■ SOURCE MATERIAL
◆ ◆ ◆
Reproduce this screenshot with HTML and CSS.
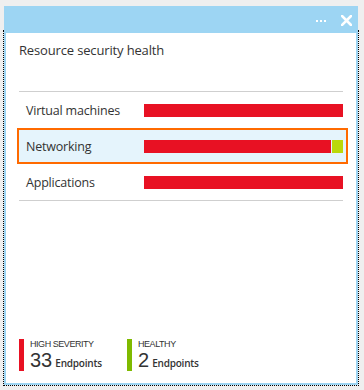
◆ ◆ ◆
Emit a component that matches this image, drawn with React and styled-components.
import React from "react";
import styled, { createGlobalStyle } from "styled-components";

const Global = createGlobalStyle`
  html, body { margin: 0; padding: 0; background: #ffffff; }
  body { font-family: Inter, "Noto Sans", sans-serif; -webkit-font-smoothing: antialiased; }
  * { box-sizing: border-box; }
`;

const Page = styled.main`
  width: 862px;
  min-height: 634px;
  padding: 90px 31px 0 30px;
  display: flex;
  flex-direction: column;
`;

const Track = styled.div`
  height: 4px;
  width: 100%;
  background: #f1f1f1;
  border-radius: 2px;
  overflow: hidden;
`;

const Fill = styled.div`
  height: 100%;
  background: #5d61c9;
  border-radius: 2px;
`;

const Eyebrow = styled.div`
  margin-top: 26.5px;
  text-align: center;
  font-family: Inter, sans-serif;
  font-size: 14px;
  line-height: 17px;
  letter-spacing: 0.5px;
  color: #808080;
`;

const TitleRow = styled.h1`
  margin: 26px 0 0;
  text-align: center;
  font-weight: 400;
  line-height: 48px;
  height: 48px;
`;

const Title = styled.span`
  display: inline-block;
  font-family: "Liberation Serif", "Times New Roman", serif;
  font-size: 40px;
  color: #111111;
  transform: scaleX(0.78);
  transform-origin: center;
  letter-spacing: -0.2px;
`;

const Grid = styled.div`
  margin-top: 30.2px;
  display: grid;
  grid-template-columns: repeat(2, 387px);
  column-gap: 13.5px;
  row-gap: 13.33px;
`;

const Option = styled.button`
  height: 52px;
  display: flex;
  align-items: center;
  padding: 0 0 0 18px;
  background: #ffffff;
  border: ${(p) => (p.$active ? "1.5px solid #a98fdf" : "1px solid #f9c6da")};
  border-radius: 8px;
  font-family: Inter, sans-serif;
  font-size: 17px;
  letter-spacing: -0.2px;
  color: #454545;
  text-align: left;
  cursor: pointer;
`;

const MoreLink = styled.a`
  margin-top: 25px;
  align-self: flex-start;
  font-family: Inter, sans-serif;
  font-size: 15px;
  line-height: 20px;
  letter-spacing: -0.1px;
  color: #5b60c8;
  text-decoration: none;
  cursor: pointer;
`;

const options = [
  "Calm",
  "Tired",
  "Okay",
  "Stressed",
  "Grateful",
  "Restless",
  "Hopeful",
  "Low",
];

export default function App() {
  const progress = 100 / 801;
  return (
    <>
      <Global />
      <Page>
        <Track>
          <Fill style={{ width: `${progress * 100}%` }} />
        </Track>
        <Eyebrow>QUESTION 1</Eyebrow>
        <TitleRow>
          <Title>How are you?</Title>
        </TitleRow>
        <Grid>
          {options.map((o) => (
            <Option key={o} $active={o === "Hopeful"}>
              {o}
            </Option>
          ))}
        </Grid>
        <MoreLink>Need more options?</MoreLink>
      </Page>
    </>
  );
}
◆ ◆ ◆
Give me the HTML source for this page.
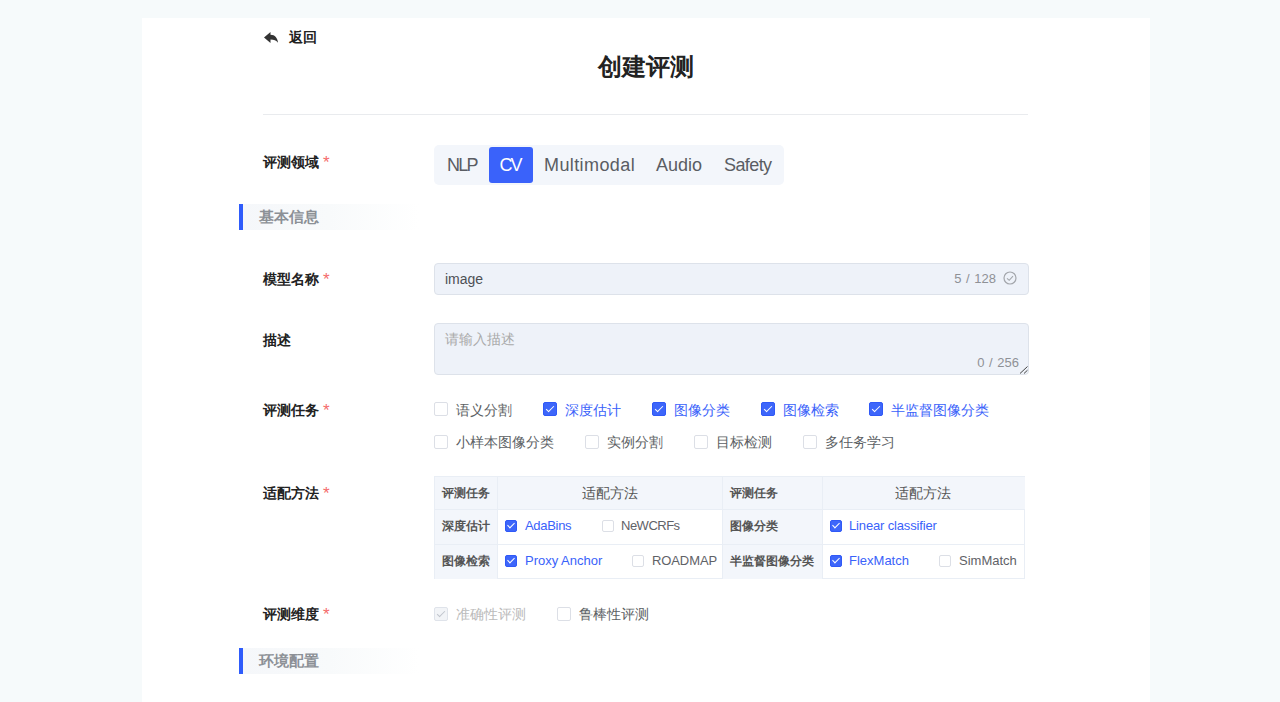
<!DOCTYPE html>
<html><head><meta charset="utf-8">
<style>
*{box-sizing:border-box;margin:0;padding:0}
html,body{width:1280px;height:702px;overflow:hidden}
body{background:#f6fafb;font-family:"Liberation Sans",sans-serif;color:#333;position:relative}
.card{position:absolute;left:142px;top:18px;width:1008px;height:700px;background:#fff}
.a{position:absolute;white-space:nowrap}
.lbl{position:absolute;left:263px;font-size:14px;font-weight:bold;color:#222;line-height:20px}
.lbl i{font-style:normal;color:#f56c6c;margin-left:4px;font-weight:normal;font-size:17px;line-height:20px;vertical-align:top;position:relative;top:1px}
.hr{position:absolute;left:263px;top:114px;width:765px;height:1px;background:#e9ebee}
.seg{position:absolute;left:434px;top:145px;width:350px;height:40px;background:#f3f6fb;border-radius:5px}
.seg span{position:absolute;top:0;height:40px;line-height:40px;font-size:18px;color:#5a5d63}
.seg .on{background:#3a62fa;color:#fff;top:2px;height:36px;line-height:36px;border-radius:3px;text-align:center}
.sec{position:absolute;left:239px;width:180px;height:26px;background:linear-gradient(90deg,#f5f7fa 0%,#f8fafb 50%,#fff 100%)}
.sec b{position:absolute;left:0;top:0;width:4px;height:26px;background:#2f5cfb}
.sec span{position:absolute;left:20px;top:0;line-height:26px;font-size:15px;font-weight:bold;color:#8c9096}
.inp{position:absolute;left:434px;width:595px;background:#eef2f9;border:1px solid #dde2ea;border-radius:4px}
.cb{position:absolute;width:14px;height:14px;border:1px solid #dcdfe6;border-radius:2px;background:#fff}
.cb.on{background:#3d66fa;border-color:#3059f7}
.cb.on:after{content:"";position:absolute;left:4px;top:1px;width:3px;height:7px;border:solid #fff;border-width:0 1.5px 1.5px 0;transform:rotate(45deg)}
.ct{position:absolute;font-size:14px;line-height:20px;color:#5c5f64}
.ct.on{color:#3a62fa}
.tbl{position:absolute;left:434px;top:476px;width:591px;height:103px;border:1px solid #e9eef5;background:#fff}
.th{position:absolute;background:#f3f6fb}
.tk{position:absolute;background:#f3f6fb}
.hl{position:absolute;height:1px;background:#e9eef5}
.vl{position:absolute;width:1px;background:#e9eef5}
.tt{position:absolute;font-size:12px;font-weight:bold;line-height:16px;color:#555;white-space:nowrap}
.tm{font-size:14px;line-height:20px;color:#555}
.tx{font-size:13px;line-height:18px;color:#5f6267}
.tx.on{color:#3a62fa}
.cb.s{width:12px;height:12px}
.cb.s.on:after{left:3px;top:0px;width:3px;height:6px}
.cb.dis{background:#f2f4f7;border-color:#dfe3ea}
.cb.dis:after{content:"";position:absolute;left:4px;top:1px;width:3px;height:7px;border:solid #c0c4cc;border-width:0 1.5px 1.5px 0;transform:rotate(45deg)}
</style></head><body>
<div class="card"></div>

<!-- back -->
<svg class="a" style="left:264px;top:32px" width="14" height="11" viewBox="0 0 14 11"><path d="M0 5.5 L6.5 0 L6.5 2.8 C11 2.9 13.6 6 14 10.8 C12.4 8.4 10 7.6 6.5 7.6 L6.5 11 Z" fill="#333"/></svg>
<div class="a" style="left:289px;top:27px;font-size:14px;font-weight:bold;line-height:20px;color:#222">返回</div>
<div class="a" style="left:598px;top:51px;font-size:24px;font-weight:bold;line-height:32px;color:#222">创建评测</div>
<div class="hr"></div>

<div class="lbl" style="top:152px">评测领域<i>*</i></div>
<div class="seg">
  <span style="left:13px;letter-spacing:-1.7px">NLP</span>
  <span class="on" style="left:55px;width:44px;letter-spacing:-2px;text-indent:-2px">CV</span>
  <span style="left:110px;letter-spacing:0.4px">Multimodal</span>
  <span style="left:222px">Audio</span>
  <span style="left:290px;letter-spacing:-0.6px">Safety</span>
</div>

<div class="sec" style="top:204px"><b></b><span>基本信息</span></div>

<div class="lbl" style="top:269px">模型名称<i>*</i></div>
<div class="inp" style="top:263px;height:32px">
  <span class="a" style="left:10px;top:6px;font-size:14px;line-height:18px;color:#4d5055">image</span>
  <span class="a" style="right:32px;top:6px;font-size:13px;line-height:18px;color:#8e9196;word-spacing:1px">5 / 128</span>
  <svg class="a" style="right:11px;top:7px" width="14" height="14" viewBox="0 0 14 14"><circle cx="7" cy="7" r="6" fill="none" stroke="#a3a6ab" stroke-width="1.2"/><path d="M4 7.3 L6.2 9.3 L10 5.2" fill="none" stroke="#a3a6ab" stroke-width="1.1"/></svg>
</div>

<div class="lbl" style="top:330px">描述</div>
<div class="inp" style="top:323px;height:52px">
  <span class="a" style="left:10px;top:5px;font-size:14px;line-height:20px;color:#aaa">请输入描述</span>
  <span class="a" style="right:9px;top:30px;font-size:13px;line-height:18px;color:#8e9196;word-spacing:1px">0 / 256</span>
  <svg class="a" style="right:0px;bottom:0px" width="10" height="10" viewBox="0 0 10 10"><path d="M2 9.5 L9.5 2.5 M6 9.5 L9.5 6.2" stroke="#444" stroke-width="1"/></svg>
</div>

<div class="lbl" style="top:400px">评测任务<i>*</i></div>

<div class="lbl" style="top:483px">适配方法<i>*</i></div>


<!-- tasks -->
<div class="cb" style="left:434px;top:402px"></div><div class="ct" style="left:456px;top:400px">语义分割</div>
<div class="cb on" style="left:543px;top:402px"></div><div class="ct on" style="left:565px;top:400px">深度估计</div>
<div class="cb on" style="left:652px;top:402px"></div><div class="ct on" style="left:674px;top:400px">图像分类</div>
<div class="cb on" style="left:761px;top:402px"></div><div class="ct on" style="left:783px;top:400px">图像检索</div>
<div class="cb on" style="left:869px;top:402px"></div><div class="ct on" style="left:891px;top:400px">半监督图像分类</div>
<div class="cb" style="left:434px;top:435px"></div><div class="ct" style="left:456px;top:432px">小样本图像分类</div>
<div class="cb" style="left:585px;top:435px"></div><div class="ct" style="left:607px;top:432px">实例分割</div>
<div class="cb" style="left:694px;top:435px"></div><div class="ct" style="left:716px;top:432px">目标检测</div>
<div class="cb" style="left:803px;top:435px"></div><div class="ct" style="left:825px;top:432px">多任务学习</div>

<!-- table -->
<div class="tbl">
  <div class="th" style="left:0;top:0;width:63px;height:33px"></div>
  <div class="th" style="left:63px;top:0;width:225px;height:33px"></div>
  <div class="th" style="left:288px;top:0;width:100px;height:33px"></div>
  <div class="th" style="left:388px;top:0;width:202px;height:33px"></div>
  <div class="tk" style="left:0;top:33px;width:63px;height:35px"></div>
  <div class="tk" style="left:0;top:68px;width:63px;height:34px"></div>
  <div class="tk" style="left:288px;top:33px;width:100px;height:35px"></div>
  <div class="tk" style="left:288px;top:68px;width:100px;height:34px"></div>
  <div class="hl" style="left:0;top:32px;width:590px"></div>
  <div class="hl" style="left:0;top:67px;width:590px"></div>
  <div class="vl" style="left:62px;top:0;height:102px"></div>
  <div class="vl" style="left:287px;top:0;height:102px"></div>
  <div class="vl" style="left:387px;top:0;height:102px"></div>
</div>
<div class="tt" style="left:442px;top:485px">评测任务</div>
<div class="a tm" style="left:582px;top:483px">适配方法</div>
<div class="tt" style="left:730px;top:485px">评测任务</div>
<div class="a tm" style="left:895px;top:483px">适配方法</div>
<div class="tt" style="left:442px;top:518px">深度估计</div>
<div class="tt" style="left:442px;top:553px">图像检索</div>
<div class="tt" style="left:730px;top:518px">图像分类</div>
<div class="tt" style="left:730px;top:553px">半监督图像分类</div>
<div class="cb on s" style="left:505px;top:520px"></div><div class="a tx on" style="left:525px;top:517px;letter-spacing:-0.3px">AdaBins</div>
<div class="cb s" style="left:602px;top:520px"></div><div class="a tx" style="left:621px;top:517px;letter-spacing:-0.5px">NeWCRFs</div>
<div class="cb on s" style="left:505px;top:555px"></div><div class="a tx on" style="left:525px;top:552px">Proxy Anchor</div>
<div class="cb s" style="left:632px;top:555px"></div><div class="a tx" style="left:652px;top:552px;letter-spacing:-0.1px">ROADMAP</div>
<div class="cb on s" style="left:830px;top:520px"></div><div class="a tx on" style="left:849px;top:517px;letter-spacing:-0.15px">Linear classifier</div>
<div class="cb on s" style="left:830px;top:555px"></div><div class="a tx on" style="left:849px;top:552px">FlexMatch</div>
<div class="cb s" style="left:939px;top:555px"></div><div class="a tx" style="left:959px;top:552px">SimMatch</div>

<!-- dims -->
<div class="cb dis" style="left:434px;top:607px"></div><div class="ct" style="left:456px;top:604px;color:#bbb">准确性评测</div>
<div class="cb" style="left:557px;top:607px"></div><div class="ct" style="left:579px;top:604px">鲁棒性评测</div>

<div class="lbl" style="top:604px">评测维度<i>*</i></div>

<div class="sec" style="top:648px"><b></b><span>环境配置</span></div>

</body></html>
◆ ◆ ◆
Return the lines of the records that include the string "image".

Emit a component that matches this image, drawn with React and styled-components.
  <span class="a" style="left:10px;top:6px;font-size:14px;line-height:18px;color:#4d5055">image</span>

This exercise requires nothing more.